* [WHAT YOU NEED TO DO]: Omit all images. Write out the rest of the material exactly.
# # #
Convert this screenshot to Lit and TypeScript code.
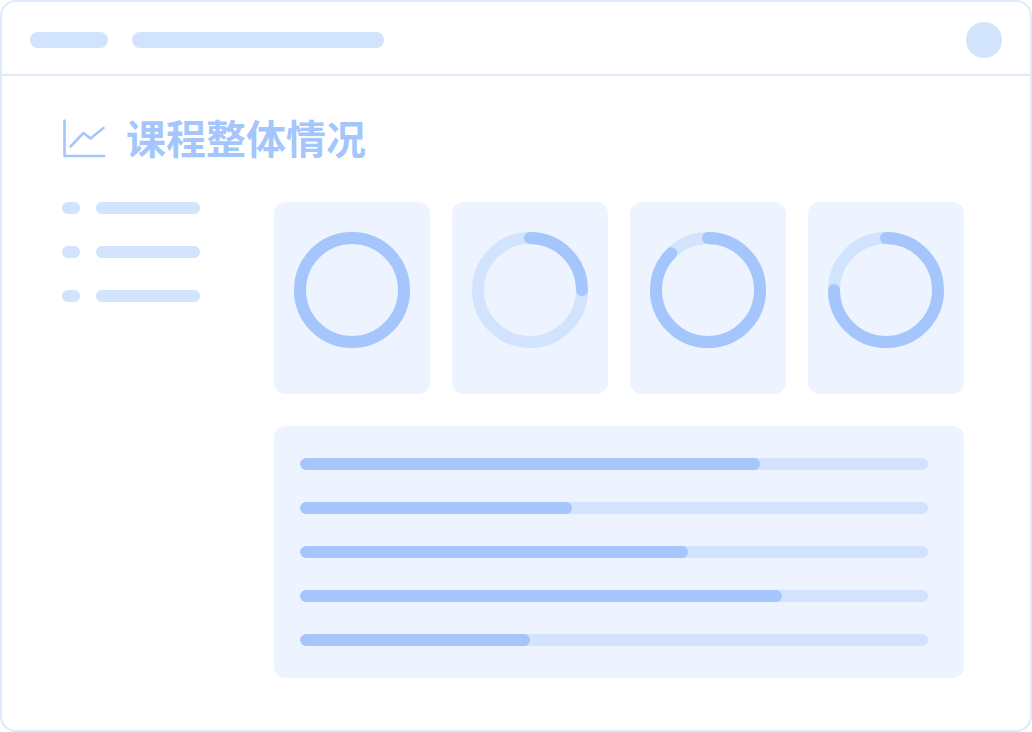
import { LitElement, html, css, svg } from "lit";
import { customElement } from "lit/decorators.js";

const RINGS = [100, 25, 87.5, 75];
const BARS = [460, 272, 388, 482, 230];
const BAR_TRACK = 628;

@customElement("app-root")
export class AppRoot extends LitElement {
  static styles = css`
    :host {
      display: block;
      width: 1032px;
      height: 732px;
      background: #ffffff;
    }
    .window {
      box-sizing: border-box;
      width: 1032px;
      height: 732px;
      border: 2px solid #dfeaf9;
      border-radius: 16px;
      background: #ffffff;
      overflow: hidden;
      display: flex;
      flex-direction: column;
    }
    .header {
      box-sizing: border-box;
      flex: none;
      height: 74px;
      border-bottom: 2px solid #dfeaf9;
      display: flex;
      align-items: center;
      gap: 24px;
      padding: 4px 28px 0;
    }
    .pill {
      height: 16px;
      border-radius: 8px;
      background: #d2e3fd;
    }
    .pill.short { width: 78px; }
    .pill.long { width: 252px; }
    .avatar {
      width: 36px;
      height: 36px;
      border-radius: 50%;
      background: #d2e3fd;
      margin-left: auto;
    }
    .body {
      flex: 1;
      padding: 40px 66px 0 60px;
    }
    .title {
      display: flex;
      align-items: center;
      gap: 22px;
      height: 46px;
      margin-bottom: 40px;
    }
    .title svg { display: block; flex: none; }
    .title h1 {
      margin: 0 0 4px -2px;
      font: 700 40px/46px "Noto Sans CJK SC", "Noto Sans", sans-serif;
      color: #a5c6fc;
      white-space: nowrap;
    }
    .columns {
      display: flex;
      gap: 74px;
    }
    .side {
      flex: none;
      width: 138px;
      display: flex;
      flex-direction: column;
      gap: 32px;
    }
    .side-row {
      display: flex;
      gap: 16px;
    }
    .dot, .line {
      height: 12px;
      border-radius: 6px;
      background: #d2e3fd;
    }
    .dot { width: 18px; }
    .line { width: 104px; }
    .main {
      flex: 1;
      display: flex;
      flex-direction: column;
      gap: 32px;
    }
    .cards {
      display: flex;
      gap: 22px;
    }
    .card {
      box-sizing: border-box;
      width: 156px;
      height: 192px;
      padding-top: 30px;
      border-radius: 12px;
      background: #edf3ff;
      display: flex;
      justify-content: center;
      align-items: flex-start;
    }
    .card svg { display: block; }
    .track-ring { fill: none; stroke: #d2e3fd; stroke-width: 12; }
    .value-ring { fill: none; stroke: #a5c6fc; stroke-width: 12; stroke-linecap: round; }
    .panel {
      box-sizing: border-box;
      height: 252px;
      padding: 32px 36px 0 26px;
      border-radius: 12px;
      background: #edf3ff;
      display: flex;
      flex-direction: column;
      gap: 32px;
    }
    .bar {
      height: 12px;
      border-radius: 6px;
      background: #d2e3fd;
      overflow: hidden;
    }
    .bar-fill {
      height: 100%;
      border-radius: 6px;
      background: #a5c6fc;
    }
  `;

  private ring(value: number) {
    return svg`
      <svg width="116" height="116" viewBox="0 0 116 116">
        <circle class="track-ring" cx="58" cy="58" r="52"></circle>
        ${value >= 100
          ? svg`<circle class="value-ring" cx="58" cy="58" r="52"></circle>`
          : svg`<circle class="value-ring" cx="58" cy="58" r="52" pathLength="100"
              stroke-dasharray="${value} ${100 - value}"
              transform="rotate(-90 58 58)"></circle>`}
      </svg>`;
  }

  render() {
    return html`
      <div class="window">
        <div class="header">
          <div class="pill short"></div>
          <div class="pill long"></div>
          <div class="avatar"></div>
        </div>
        <div class="body">
          <div class="title">
            <svg width="44" height="40" viewBox="0 0 44 40" fill="none" stroke="#a5c6fc" stroke-width="2.6" stroke-linecap="round" stroke-linejoin="round">
              <path d="M2.5 1.5v35.500h39.500"></path>
              <path d="M8.500 27.500 21.500 14l7 5.500L41.500 9"></path>
            </svg>
            <h1>课程整体情况</h1>
          </div>
          <div class="columns">
            <div class="side">
              ${[0, 1, 2].map(
                () => html`<div class="side-row"><div class="dot"></div><div class="line"></div></div>`
              )}
            </div>
            <div class="main">
              <div class="cards">
                ${RINGS.map((v) => html`<div class="card">${this.ring(v)}</div>`)}
              </div>
              <div class="panel">
                ${BARS.map(
                  (w) => html`<div class="bar"><div class="bar-fill" style="width:${(w / BAR_TRACK) * 100}%"></div></div>`
                )}
              </div>
            </div>
          </div>
        </div>
      </div>
    `;
  }
}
# # #
* [EXPECTED ANSWER]:
Convert this screenshot to Lit and TypeScript code.
import { LitElement, html, css, svg } from "lit";
import { customElement } from "lit/decorators.js";

const RINGS = [100, 25, 87.5, 75];
const BARS = [460, 272, 388, 482, 230];
const BAR_TRACK = 628;

@customElement("app-root")
export class AppRoot extends LitElement {
  static styles = css`
    :host {
      display: block;
      width: 1032px;
      height: 732px;
      background: #ffffff;
    }
    .window {
      box-sizing: border-box;
      width: 1032px;
      height: 732px;
      border: 2px solid #dfeaf9;
      border-radius: 16px;
      background: #ffffff;
      overflow: hidden;
      display: flex;
      flex-direction: column;
    }
    .header {
      box-sizing: border-box;
      flex: none;
      height: 74px;
      border-bottom: 2px solid #dfeaf9;
      display: flex;
      align-items: center;
      gap: 24px;
      padding: 4px 28px 0;
    }
    .pill {
      height: 16px;
      border-radius: 8px;
      background: #d2e3fd;
    }
    .pill.short { width: 78px; }
    .pill.long { width: 252px; }
    .avatar {
      width: 36px;
      height: 36px;
      border-radius: 50%;
      background: #d2e3fd;
      margin-left: auto;
    }
    .body {
      flex: 1;
      padding: 40px 66px 0 60px;
    }
    .title {
      display: flex;
      align-items: center;
      gap: 22px;
      height: 46px;
      margin-bottom: 40px;
    }
    .title svg { display: block; flex: none; }
    .title h1 {
      margin: 0 0 4px -2px;
      font: 700 40px/46px "Noto Sans CJK SC", "Noto Sans", sans-serif;
      color: #a5c6fc;
      white-space: nowrap;
    }
    .columns {
      display: flex;
      gap: 74px;
    }
    .side {
      flex: none;
      width: 138px;
      display: flex;
      flex-direction: column;
      gap: 32px;
    }
    .side-row {
      display: flex;
      gap: 16px;
    }
    .dot, .line {
      height: 12px;
      border-radius: 6px;
      background: #d2e3fd;
    }
    .dot { width: 18px; }
    .line { width: 104px; }
    .main {
      flex: 1;
      display: flex;
      flex-direction: column;
      gap: 32px;
    }
    .cards {
      display: flex;
      gap: 22px;
    }
    .card {
      box-sizing: border-box;
      width: 156px;
      height: 192px;
      padding-top: 30px;
      border-radius: 12px;
      background: #edf3ff;
      display: flex;
      justify-content: center;
      align-items: flex-start;
    }
    .card svg { display: block; }
    .track-ring { fill: none; stroke: #d2e3fd; stroke-width: 12; }
    .value-ring { fill: none; stroke: #a5c6fc; stroke-width: 12; stroke-linecap: round; }
    .panel {
      box-sizing: border-box;
      height: 252px;
      padding: 32px 36px 0 26px;
      border-radius: 12px;
      background: #edf3ff;
      display: flex;
      flex-direction: column;
      gap: 32px;
    }
    .bar {
      height: 12px;
      border-radius: 6px;
      background: #d2e3fd;
      overflow: hidden;
    }
    .bar-fill {
      height: 100%;
      border-radius: 6px;
      background: #a5c6fc;
    }
  `;

  private ring(value: number) {
    return svg`
      <svg width="116" height="116" viewBox="0 0 116 116">
        <circle class="track-ring" cx="58" cy="58" r="52"></circle>
        ${value >= 100
          ? svg`<circle class="value-ring" cx="58" cy="58" r="52"></circle>`
          : svg`<circle class="value-ring" cx="58" cy="58" r="52" pathLength="100"
              stroke-dasharray="${value} ${100 - value}"
              transform="rotate(-90 58 58)"></circle>`}
      </svg>`;
  }

  render() {
    return html`
      <div class="window">
        <div class="header">
          <div class="pill short"></div>
          <div class="pill long"></div>
          <div class="avatar"></div>
        </div>
        <div class="body">
          <div class="title">
            <svg width="44" height="40" viewBox="0 0 44 40" fill="none" stroke="#a5c6fc" stroke-width="2.6" stroke-linecap="round" stroke-linejoin="round">
              <path d="M2.5 1.5v35.500h39.500"></path>
              <path d="M8.500 27.500 21.500 14l7 5.500L41.500 9"></path>
            </svg>
            <h1>课程整体情况</h1>
          </div>
          <div class="columns">
            <div class="side">
              ${[0, 1, 2].map(
                () => html`<div class="side-row"><div class="dot"></div><div class="line"></div></div>`
              )}
            </div>
            <div class="main">
              <div class="cards">
                ${RINGS.map((v) => html`<div class="card">${this.ring(v)}</div>`)}
              </div>
              <div class="panel">
                ${BARS.map(
                  (w) => html`<div class="bar"><div class="bar-fill" style="width:${(w / BAR_TRACK) * 100}%"></div></div>`
                )}
              </div>
            </div>
          </div>
        </div>
      </div>
    `;
  }
}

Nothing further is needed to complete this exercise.